Exercise description
State the count of lines below in which the word "components" appears, and add nothing.

Data items:
----------
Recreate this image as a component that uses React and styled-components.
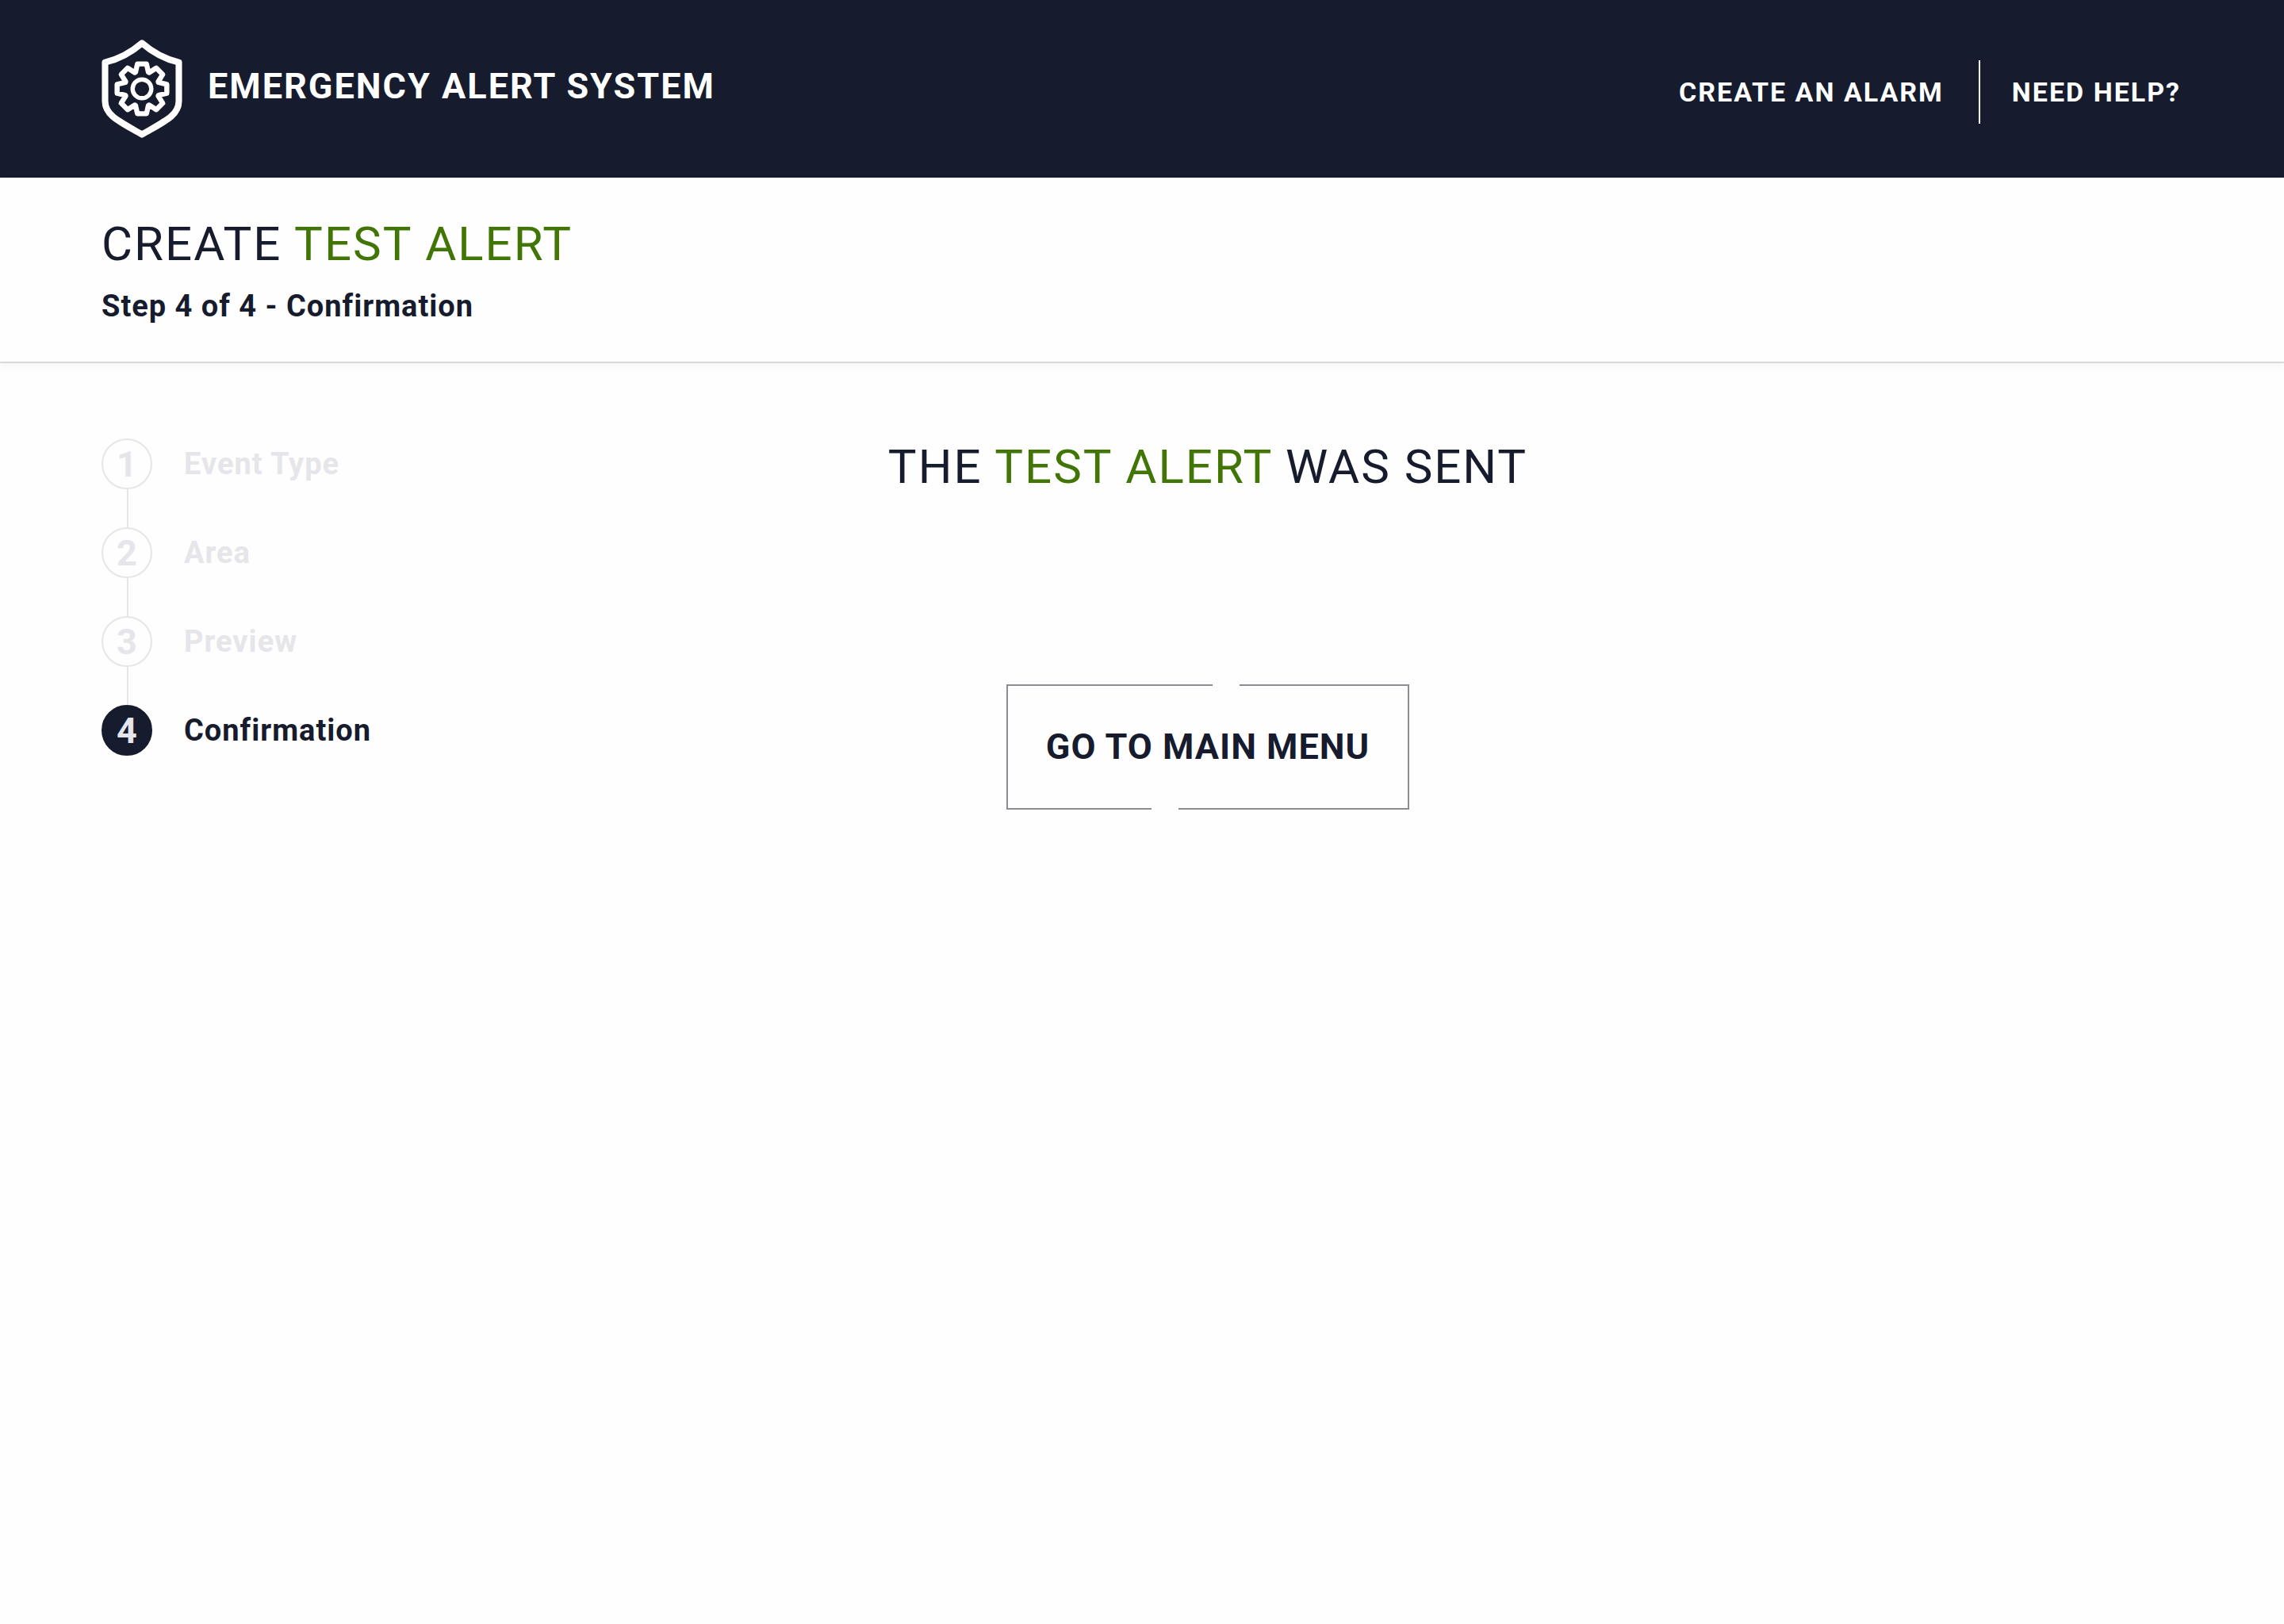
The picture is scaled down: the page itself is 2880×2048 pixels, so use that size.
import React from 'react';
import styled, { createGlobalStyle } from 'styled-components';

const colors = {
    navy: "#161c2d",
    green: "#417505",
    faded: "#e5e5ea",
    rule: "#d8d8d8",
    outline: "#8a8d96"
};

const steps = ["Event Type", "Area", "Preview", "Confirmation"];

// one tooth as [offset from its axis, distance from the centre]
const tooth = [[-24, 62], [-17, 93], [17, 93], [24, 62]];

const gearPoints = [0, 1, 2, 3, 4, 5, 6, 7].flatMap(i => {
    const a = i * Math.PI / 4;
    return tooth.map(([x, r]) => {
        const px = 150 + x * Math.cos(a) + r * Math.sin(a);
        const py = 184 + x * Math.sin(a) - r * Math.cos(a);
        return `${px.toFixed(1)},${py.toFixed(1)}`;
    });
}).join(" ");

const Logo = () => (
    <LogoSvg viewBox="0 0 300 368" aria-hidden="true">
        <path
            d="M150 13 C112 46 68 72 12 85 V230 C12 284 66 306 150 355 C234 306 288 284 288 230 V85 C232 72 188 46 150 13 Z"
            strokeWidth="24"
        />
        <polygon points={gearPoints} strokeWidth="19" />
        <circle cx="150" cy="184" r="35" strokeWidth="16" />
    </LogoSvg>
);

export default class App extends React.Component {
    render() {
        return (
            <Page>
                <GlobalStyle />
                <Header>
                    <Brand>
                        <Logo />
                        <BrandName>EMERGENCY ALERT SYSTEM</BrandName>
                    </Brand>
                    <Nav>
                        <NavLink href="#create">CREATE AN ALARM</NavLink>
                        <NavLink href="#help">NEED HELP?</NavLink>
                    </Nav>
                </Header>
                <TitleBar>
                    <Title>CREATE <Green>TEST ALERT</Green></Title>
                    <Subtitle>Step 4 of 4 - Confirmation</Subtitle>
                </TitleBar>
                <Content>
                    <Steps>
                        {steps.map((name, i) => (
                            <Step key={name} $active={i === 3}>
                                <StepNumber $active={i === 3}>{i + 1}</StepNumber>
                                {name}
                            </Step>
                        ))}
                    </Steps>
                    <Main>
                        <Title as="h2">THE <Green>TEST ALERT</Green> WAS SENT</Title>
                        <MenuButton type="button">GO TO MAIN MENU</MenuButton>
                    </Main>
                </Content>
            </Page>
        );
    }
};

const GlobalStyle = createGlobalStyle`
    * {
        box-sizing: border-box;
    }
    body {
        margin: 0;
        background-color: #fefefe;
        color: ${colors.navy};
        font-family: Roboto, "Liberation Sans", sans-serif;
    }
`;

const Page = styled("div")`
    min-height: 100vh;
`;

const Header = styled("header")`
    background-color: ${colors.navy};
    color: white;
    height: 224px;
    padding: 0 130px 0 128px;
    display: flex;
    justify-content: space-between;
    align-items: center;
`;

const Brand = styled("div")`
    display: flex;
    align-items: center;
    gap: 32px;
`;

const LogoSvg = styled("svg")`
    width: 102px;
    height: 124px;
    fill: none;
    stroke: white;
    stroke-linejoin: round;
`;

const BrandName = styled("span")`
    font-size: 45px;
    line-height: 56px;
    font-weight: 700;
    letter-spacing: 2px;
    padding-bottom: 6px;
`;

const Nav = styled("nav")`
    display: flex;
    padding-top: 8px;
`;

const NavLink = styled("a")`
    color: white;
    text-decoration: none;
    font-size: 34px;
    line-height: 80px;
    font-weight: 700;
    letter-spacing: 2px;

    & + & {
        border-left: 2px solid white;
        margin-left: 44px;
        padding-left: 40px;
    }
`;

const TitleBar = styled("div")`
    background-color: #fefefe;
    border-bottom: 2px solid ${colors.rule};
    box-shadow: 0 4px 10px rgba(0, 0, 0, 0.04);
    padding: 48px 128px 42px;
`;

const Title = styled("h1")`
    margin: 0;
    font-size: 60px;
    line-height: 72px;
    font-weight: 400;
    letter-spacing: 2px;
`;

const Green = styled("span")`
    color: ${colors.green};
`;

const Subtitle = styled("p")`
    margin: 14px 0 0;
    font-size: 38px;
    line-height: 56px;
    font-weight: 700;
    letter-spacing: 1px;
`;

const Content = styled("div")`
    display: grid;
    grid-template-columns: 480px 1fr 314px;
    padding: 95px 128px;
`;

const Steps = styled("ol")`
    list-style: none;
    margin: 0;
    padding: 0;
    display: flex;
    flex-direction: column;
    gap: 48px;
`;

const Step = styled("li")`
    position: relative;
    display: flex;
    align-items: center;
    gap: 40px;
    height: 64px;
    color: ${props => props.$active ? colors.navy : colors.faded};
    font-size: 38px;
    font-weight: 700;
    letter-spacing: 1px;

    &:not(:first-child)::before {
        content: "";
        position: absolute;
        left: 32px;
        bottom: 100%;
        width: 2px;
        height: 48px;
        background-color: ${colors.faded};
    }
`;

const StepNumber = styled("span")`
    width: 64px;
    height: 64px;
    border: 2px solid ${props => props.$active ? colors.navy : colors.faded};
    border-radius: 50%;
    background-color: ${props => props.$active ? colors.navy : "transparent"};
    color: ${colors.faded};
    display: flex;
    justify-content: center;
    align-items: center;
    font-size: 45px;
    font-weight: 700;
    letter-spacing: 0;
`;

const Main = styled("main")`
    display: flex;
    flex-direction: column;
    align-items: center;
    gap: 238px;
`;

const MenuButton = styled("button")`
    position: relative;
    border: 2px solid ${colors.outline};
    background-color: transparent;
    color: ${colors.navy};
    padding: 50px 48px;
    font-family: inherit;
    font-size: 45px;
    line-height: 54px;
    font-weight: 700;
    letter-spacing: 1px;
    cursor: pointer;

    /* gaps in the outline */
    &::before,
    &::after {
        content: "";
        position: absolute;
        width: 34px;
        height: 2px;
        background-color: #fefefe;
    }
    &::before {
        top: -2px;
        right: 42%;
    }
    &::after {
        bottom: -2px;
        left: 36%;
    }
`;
----------
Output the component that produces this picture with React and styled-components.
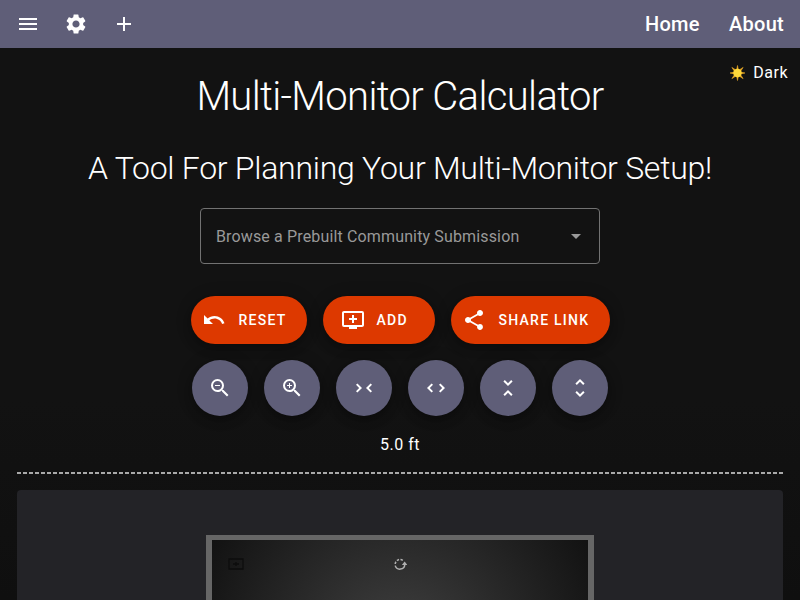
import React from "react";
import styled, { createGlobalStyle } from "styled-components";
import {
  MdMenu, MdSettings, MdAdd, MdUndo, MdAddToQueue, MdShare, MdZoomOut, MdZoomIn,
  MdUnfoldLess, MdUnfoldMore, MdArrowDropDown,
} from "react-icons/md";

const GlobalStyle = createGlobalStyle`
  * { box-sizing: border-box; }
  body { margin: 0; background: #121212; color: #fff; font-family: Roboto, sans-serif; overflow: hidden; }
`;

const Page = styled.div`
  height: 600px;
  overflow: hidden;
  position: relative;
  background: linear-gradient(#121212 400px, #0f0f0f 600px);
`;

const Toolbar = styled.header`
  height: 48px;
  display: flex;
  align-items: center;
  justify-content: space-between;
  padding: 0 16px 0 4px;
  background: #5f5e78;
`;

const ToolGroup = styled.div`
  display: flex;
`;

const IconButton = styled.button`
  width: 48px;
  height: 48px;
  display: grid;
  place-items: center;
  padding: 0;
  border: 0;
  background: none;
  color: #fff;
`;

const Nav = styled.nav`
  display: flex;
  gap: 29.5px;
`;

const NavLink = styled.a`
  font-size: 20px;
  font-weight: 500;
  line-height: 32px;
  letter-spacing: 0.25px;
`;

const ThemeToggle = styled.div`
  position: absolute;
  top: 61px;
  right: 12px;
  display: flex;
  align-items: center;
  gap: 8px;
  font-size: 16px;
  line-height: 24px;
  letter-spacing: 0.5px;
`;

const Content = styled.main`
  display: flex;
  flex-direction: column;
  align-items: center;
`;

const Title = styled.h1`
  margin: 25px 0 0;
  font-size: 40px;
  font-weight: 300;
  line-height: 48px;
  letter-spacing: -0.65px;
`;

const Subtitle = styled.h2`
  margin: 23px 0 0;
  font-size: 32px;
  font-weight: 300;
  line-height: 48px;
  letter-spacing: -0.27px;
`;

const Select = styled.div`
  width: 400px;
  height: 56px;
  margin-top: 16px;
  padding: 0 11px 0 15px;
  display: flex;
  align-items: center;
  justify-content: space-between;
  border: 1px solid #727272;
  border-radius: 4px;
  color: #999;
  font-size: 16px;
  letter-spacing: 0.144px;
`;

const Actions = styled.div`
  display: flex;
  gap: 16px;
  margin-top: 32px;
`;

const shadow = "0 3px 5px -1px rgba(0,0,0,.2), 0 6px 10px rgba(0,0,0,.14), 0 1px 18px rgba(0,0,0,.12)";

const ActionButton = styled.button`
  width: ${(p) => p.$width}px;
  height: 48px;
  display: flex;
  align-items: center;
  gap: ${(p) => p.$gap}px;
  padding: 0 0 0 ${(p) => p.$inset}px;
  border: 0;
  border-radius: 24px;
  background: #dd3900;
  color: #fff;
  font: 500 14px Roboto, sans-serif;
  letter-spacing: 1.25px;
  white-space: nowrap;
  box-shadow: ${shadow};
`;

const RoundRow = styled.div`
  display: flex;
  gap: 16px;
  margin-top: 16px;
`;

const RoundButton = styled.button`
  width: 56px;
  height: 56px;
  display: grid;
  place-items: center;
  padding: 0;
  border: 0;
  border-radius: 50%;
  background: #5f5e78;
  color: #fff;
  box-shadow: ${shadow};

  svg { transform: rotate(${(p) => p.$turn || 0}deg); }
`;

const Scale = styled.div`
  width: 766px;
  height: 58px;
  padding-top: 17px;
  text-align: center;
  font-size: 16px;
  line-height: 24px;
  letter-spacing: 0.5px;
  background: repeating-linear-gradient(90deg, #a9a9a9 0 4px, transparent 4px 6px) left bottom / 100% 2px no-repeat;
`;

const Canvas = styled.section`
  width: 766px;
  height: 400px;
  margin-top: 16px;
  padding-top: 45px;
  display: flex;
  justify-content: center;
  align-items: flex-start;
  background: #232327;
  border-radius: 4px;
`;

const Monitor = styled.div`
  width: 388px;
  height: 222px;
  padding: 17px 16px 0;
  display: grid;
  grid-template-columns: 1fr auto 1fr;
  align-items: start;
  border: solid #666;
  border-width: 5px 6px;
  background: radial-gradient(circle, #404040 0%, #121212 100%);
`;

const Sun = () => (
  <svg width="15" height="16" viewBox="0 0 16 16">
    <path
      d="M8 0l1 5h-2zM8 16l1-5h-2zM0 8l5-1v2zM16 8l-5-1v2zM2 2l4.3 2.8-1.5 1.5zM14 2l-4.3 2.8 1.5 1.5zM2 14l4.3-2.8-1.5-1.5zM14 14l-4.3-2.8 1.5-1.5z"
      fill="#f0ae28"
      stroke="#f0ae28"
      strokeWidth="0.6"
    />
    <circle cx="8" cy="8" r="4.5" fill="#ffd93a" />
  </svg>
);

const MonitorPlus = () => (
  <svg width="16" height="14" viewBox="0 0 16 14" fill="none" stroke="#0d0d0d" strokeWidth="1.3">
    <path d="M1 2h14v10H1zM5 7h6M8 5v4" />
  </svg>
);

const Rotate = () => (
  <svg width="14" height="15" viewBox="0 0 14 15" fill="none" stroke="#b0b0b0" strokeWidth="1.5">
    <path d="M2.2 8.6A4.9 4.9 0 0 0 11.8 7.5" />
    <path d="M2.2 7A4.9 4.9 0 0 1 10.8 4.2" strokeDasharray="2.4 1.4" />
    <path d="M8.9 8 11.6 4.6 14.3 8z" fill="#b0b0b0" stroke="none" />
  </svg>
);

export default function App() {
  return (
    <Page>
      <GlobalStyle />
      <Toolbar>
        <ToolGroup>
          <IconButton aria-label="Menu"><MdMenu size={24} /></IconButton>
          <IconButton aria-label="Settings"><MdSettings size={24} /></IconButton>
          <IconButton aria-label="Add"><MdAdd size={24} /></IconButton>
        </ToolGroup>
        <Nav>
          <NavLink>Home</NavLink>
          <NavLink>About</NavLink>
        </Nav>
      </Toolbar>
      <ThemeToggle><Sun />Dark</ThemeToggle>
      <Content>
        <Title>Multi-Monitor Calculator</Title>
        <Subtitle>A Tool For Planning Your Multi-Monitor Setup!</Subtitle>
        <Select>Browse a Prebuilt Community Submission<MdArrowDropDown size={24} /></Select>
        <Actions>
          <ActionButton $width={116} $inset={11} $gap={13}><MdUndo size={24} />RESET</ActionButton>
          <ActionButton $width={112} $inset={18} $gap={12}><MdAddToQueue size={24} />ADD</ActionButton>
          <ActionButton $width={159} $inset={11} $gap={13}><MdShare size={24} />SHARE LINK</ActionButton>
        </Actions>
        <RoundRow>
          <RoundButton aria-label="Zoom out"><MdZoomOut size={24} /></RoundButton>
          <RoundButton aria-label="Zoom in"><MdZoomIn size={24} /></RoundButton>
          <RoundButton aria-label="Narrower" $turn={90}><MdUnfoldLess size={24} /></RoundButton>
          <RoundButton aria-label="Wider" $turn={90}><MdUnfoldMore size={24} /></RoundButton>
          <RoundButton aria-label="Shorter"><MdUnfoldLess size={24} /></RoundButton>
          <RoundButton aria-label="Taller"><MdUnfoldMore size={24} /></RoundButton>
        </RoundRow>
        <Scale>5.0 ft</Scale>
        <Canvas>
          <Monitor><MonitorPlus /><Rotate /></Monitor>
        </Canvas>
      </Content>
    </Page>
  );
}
----------
Finished task
4